BACKGROUND OF THE INVENTION

1. Field of the Invention

This invention relates to lubricant compositions, and more particularly to lubricant compositions for automatic transmissions or continuously variable transmissions, which are effective to enhance friction properties in wet clutches.

2. Description of the Prior Art

An automatic transmission is equipped with a torque converter, wet clutches, gears and bearings mechanism and a hydraulic control mechanism to control these parts, the transmission gear ratio is determined by the number of gear tooth of the intermeshing gears. An automatic transmission has several kinds of gear mechanisms, and a desired transmission gear ratio is obtained by selecting suitable gears determining the ratio depending on ground speed and load. The automatic transmission has a number of wet clutches, and some of them are coupled and the others are idle so as to select the gears determining a transmission gear ratio. Upon changing a transmission gear ratio, the clutches having been coupled are released and other clutches are brought into coupling. Therefore, in order to accomplish quick gear change, the wet clutches are required to be high in dynamic friction coefficient. Furthermore, in order to transmit engine torque, the coupled wet clutches must not slip until being released and need to be high in static friction coefficient. These friction coefficients are strongly affected by the materials of clutches as well as the properties of the lubricant to be used.

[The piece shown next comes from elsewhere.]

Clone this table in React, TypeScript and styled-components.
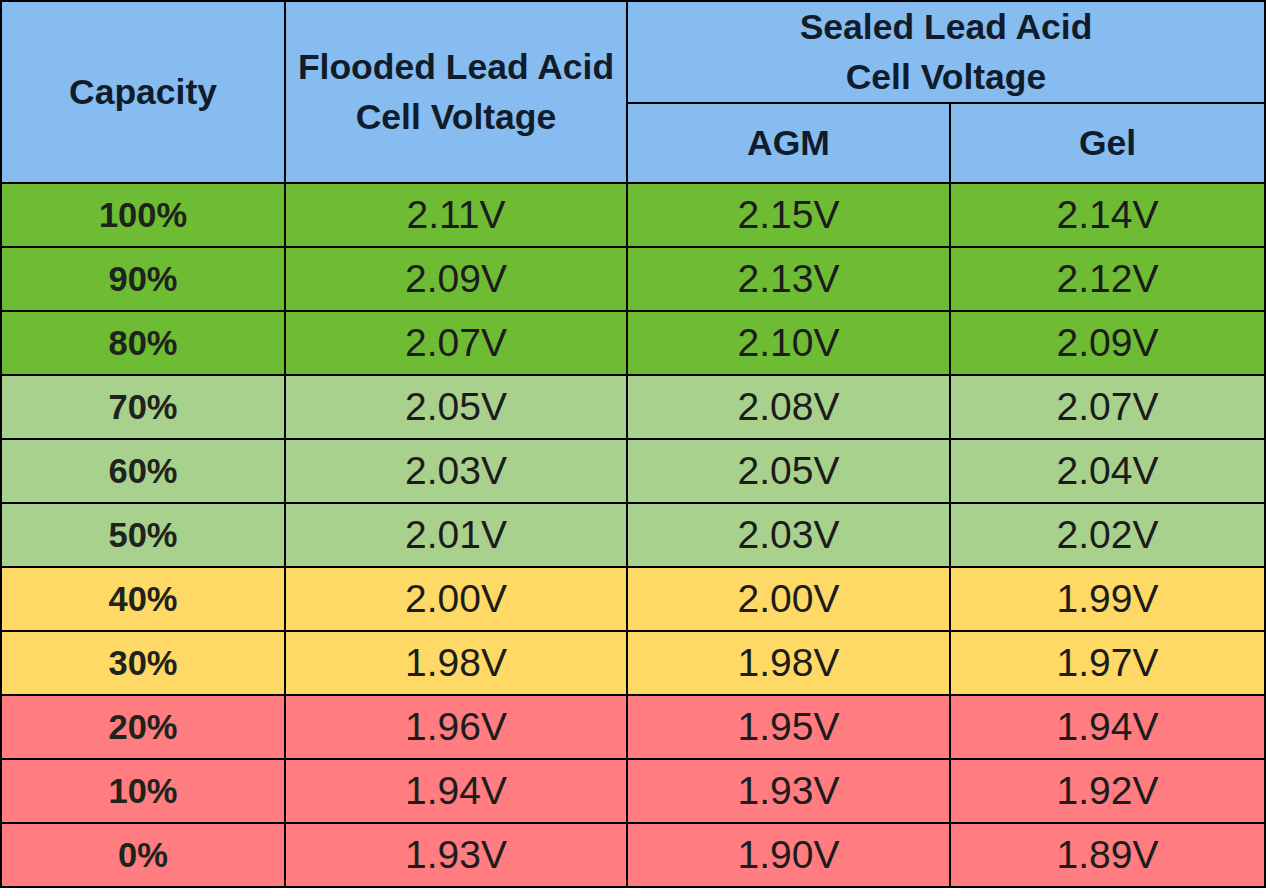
import styled, { createGlobalStyle } from 'styled-components';

type Band = 'high' | 'mid' | 'low' | 'empty';

const bandColors: Record<Band, string> = {
  high: '#6ebb34',
  mid: '#a9d18e',
  low: '#ffd966',
  empty: '#ff7c80',
};

const rows: { capacity: string; flooded: string; agm: string; gel: string; band: Band }[] = [
  { capacity: '100%', flooded: '2.11V', agm: '2.15V', gel: '2.14V', band: 'high' },
  { capacity: '90%', flooded: '2.09V', agm: '2.13V', gel: '2.12V', band: 'high' },
  { capacity: '80%', flooded: '2.07V', agm: '2.10V', gel: '2.09V', band: 'high' },
  { capacity: '70%', flooded: '2.05V', agm: '2.08V', gel: '2.07V', band: 'mid' },
  { capacity: '60%', flooded: '2.03V', agm: '2.05V', gel: '2.04V', band: 'mid' },
  { capacity: '50%', flooded: '2.01V', agm: '2.03V', gel: '2.02V', band: 'mid' },
  { capacity: '40%', flooded: '2.00V', agm: '2.00V', gel: '1.99V', band: 'low' },
  { capacity: '30%', flooded: '1.98V', agm: '1.98V', gel: '1.97V', band: 'low' },
  { capacity: '20%', flooded: '1.96V', agm: '1.95V', gel: '1.94V', band: 'empty' },
  { capacity: '10%', flooded: '1.94V', agm: '1.93V', gel: '1.92V', band: 'empty' },
  { capacity: '0%', flooded: '1.93V', agm: '1.90V', gel: '1.89V', band: 'empty' },
];

export default function App() {
  return (
    <>
      <GlobalStyle />
      <Table>
        <colgroup>
          <col style={{ width: 284 }} />
          <col style={{ width: 342 }} />
          <col style={{ width: 323 }} />
          <col />
        </colgroup>
        <thead>
          <HeadRow $height={101}>
            <HeadCell rowSpan={2}>Capacity</HeadCell>
            <HeadCell rowSpan={2}>
              Flooded Lead Acid
              <br />
              Cell Voltage
            </HeadCell>
            <HeadCell colSpan={2}>
              Sealed Lead Acid
              <br />
              Cell Voltage
            </HeadCell>
          </HeadRow>
          <HeadRow $height={80}>
            <HeadCell>AGM</HeadCell>
            <HeadCell>Gel</HeadCell>
          </HeadRow>
        </thead>
        <tbody>
          {rows.map((row) => (
            <BodyRow key={row.capacity} $band={row.band}>
              <CapacityCell>{row.capacity}</CapacityCell>
              <ValueCell>{row.flooded}</ValueCell>
              <ValueCell>{row.agm}</ValueCell>
              <ValueCell>{row.gel}</ValueCell>
            </BodyRow>
          ))}
        </tbody>
      </Table>
    </>
  );
}

const GlobalStyle = createGlobalStyle`
  html, body {
    margin: 0;
    padding: 0;
    background: #ffffff;
  }
  body {
    font-family: "Liberation Sans", Arial, sans-serif;
  }
`;

const Table = styled.table`
  width: 1266px;
  border-collapse: collapse;
  table-layout: fixed;
  border: 2px solid #000;
  margin: 0;
`;

const HeadRow = styled.tr<{ $height: number }>`
  height: ${(p) => p.$height}px;
  background: #86bcef;
`;

const HeadCell = styled.th`
  border: 2px solid #000;
  padding: 0;
  font-size: 35.5px;
  font-weight: 700;
  line-height: 50px;
  color: #111c2b;
  text-align: center;
  vertical-align: middle;
`;

const BodyRow = styled.tr<{ $band: Band }>`
  height: 64px;
  background: ${(p) => bandColors[p.$band]};
`;

const CapacityCell = styled.td`
  border: 2px solid #000;
  padding: 0;
  font-size: 34.5px;
  font-weight: 700;
  color: #1e231c;
  text-align: center;
  vertical-align: middle;
`;

const ValueCell = styled.td`
  border: 2px solid #000;
  padding: 0;
  font-size: 39px;
  font-weight: 400;
  color: #1c1c1c;
  text-align: center;
  vertical-align: middle;
`;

In the design of automatic transmissions, the size, number, and pressing hydraulic pressure of wet clutches are determined by the output of the engine to be combined therewith. In the case where the friction coefficient in wet clutches is low, their size, number, and pressing hydraulic pressure are required to be increased. The increase of size and number of wet clutches would invite the large sized automatic transmission, while the increase of pressing hydraulic pressure would impose excessive load on the hydraulic pump incorporated in the automatic transmission.

On the other hand, unlike in the automatic transmissions, in the continuous variable transmissions, wet clutches are not used for gear change but are used as switching means for going forward and backward.

With regard to the enhancement of friction coefficient in a wet clutch, Japanese Patent Laid-Open Publication No. 6-240275 proposes that a lubricant composition comprising an overbased calcium phenate, a succinimide-based ashless dispersant, a borated succinimide is effective to enhance static friction coefficient. In Japanese Patent Laid-Open Publication No. 8-127789 proposes that a lubricant composition comprising bis- and mono-types alkenyl succinimides, and low and high molecular weight products of polydimethylsiloxane is effective to enhance dynamic and static friction coefficient. Many lubricant compositions produced by combining these techniques have been put in use but are not satisfactory in terms of the improvement of fuel efficiency. Therefore, further improvement has been demanded.

In view of the issues concerning the global environment, for the purpose of mainly decreasing the exhausted carbon dioxide, it is now urgent issue that the fuel efficiency of automobiles are improved. A great demand has been made on automatic transmissions which can contribute to improve fuel efficiency. In this connection, a strong demand had been made on the development of a lubricant which is effective to enhance the friction coefficient in a wet clutch so as to downsize a transmission and reduce pump loss. For the continuously variable transmissions, the enhanced friction coefficient in a wet clutch is also effective to downsize a transmission and reduce pump loss. As well as the automatic transmission fluid, there arise a strong demand on the development of a lubricant for continuously variable transmissions which is effective to enhance the friction coefficient in the wet clutch.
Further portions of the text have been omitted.